井上卓也氏のこと(その34)
試聴とは、
目の前にあるオーディオ機器(アンプなりプレーヤーなりスピーカーシステムなり)の素性をさぐることであり、
実力を正しく把握することでもある。
そのためのひとつの手法としてアセテートテープやその他のアクセサリーを使うことがある。
つまり使う目的が、個人が自分の部屋でいい音を得ようとして、ということとすこし意味あいが違うところもある。
アンプやCDプレーヤーの天板にアセテートテープを貼ることもある。
試聴の過程で、貼った方がよくなると思われるものに貼ることが多いため、
たいていの場合、アセテートテープによっていい結果が得られる。
とはいうものの天板の上にアセテートテープが貼ってあるのは、美しいとはいえない。
でも貼る前の音と貼ったときの音を比較すると、なんとか見た目を変えずに、貼ったときの音を得たい、と思う。
天板の表側ではなく裏側に貼れば、見た目は変らずに……と考える。
実際に自分のオーディオ機器で試したことがある。
これは不思議なことに、貼り方をあれこれ工夫してみても、表側に貼った方がいい結果なのだ。
裏側に貼っても改善される。

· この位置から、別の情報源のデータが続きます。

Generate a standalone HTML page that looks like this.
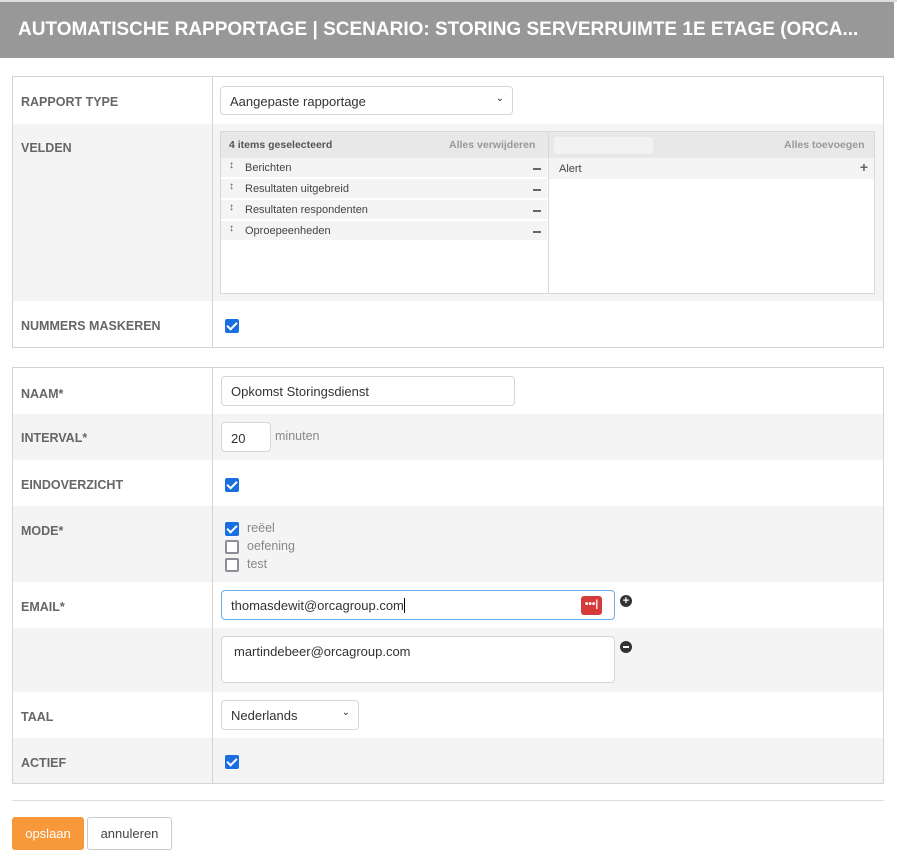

けれど改善の度合いが、表側に貼ったときとあらかに異る。
それで試聴の時に、井上先生に訊いたことがある。
「(アセテートテープを)裏側に貼るより表側に貼った方が効果的なのは、なぜですか」と。
井上先生も、やっぱり同じことを試されていて「不思議だけど、表側の方が効くんだ」と返ってきた。